Re: Do you get tired of your songs when working on them?

Post by Hermanus » Fri Aug 31, 2012 4:56 pm

What I Ubber like in live gigs is to take fresh new tracks, even small parts out of some.
I admit it works better with unfinished projects...
The live act gives me a good opportunity for finding good stuff by remixing my own tracks together + enhanced with some live acts.

I have to push myself to do this usually not only when I have to set up a performance act...

Sage
Posts: 1102
Joined: Thu Mar 19, 2009 11:16 pm
Location: London
Contact:

Re: Do you get tired of your songs when working on them?

Post by Sage » Fri Aug 31, 2012 6:24 pm

If I get tired, then the tune clearly isn't any good. Simple as that really. Generalisations like "The faster you work on a song, the better it'll be" is a load of bullshit; It takes however long it takes, doesn't matter about the style of music either.

434Live
Posts: 82
Joined: Thu Jul 26, 2012 8:11 pm
Location: New Jersey

Re: Do you get tired of your songs when working on them?

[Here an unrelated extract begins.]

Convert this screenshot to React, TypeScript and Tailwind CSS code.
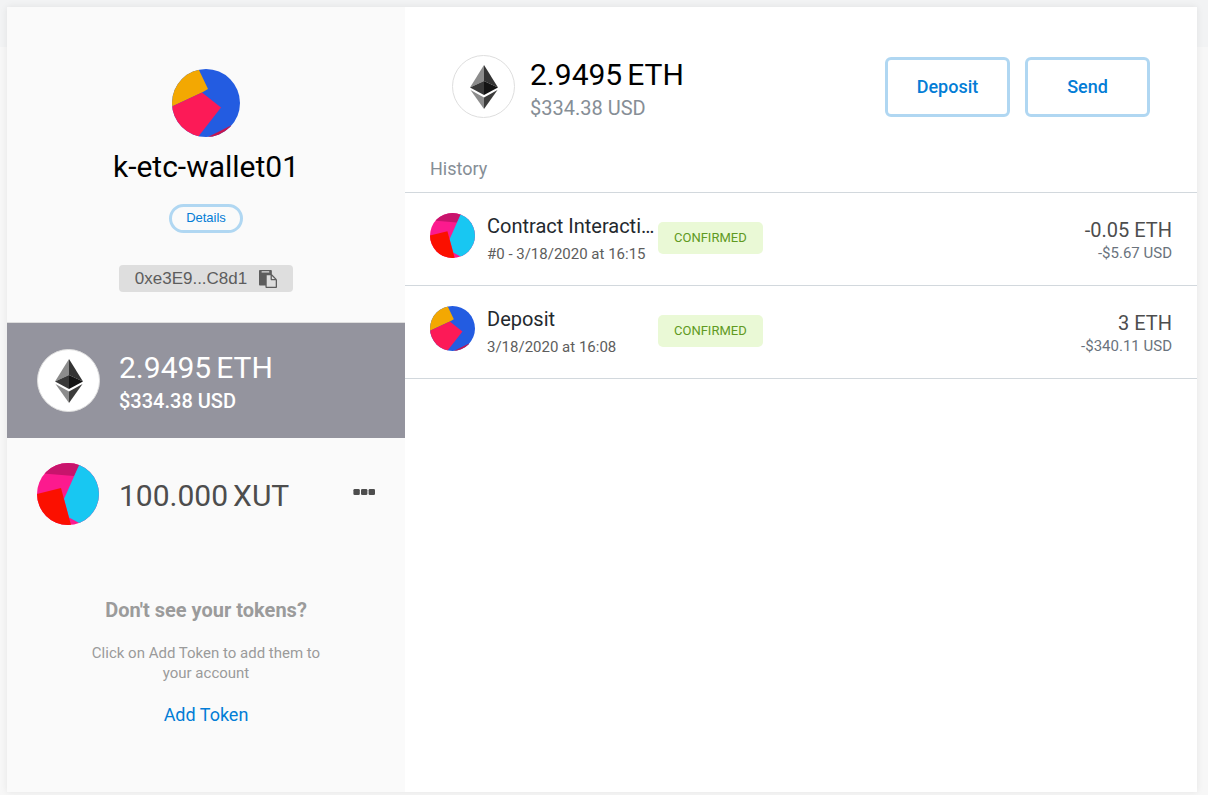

Post by 434Live » Sat Sep 01, 2012 5:52 am

Sage wrote:If I get tired, then the tune clearly isn't any good. Simple as that really. Generalisations like "The faster you work on a song, the better it'll be" is a load of bullshit; It takes however long it takes, doesn't matter about the style of music either.
It doesnt mean it isnt good, it just means you need to take a break and find more innnovation for the project. I always save my unfinished projects, because at one moment it would sound like crap, and in the next second I reopen the set I think of so many new ideas to put in it. As music makers and musicians we are supposed to have an innovative mind, with creative thinking and a great range of imagination. We dont have to push ourselves to think faster or become a reasonablist or any other shit like that. So if you get tired, and you think that tune isnt good, keep on tweaking it until you find a new sound. Or you could just have a bit of patience and wait for creativity.
Anyone know any clubs you can get into when you're 15?